Robert Metcalfe

Robert Melancton “Bob” Metcalfe is an American electrical engineer and entrepreneur best known as the principal inventor of Ethernet. He earned bachelor’s degrees from MIT in 1969 and, at Harvard, a master’s in applied mathematics and a 1973 PhD whose dissertation on packet communication drew on his work with the ARPANET at MIT’s Project MAC and with the ALOHAnet radio network at the University of Hawaii. That radio network’s randomized-retransmission scheme directly shaped his later thinking about sharing a single channel among many stations.

In 1972 Metcalfe joined the Xerox Palo Alto Research Center, working in the Computer Science Laboratory alongside Butler Lampson and Charles Thacker as they built the Alto personal computer. He has recalled that Ethernet was “born” on 22 May 1973, the day he circulated a memo proposing a broadcast network to connect the Altos within a building. With David Boggs he turned the idea into working hardware, and the two published the design in the July 1976 Communications of the ACM paper “Ethernet: Distributed Packet Switching for Local Computer Networks.”

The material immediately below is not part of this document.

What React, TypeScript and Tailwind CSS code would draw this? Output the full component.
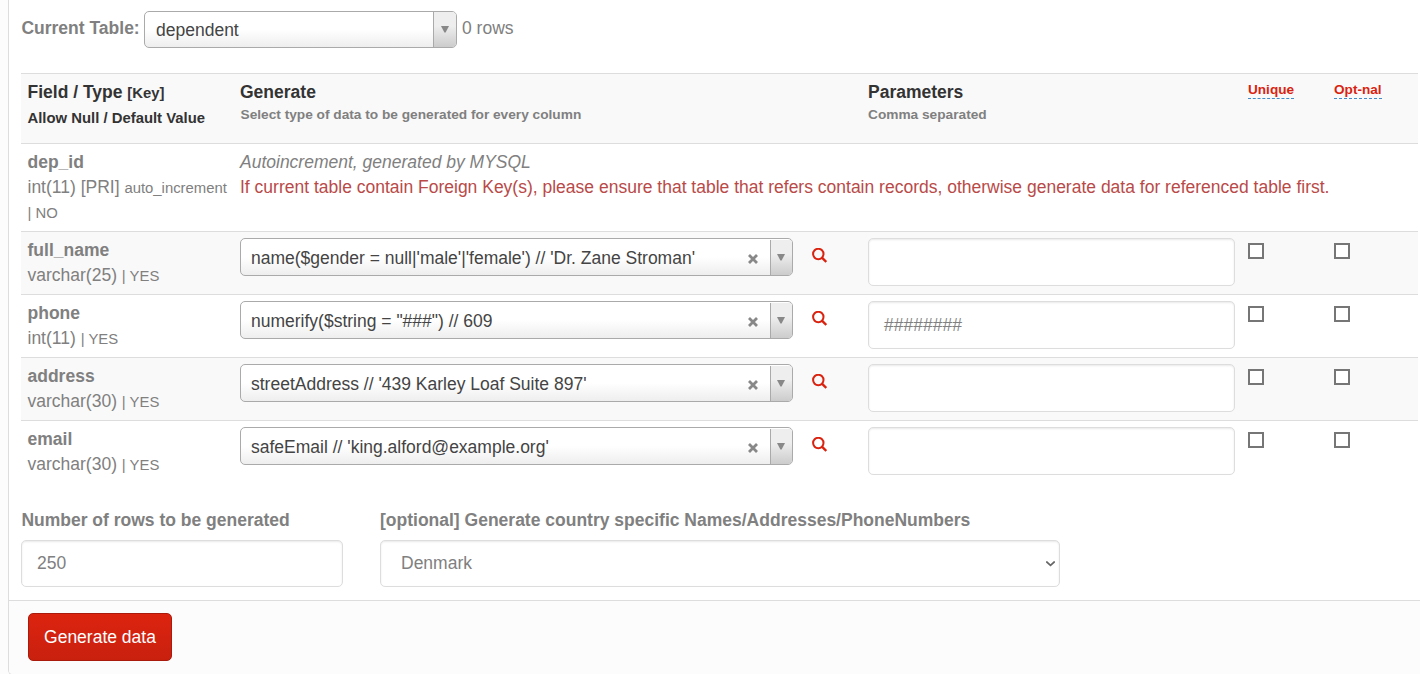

In 1979 Metcalfe left Xerox and founded 3Com, a company that built Ethernet adapters and helped make the technology a mass-market product as personal computers proliferated. He was also instrumental in the standardization effort, helping bring Xerox, Digital Equipment Corporation, and Intel together behind a common specification that the IEEE later adopted as 802.3. He often argued that Ethernet’s openness, as much as its engineering, was the reason it won.

Metcalfe is also the namesake of Metcalfe’s Law, the rule of thumb that a network’s value grows roughly with the square of the number of connected users. He first presented the idea in sales slides in the 1980s to argue that networks become useful only past a critical mass of nodes, and decades later he revisited and defended it quantitatively in a 2013 IEEE Computer article.

In 2023 the ACM named Metcalfe the recipient of the 2022 A.M. Turing Award, often called the Nobel Prize of computing, with the citation “for the invention, standardization, and commercialization of Ethernet.” The Computer History Museum recorded a multi-part oral history with him in 2006 and 2007, preserving a firsthand account of the PARC years and the origins of the technology that still carries most of the world’s local network traffic.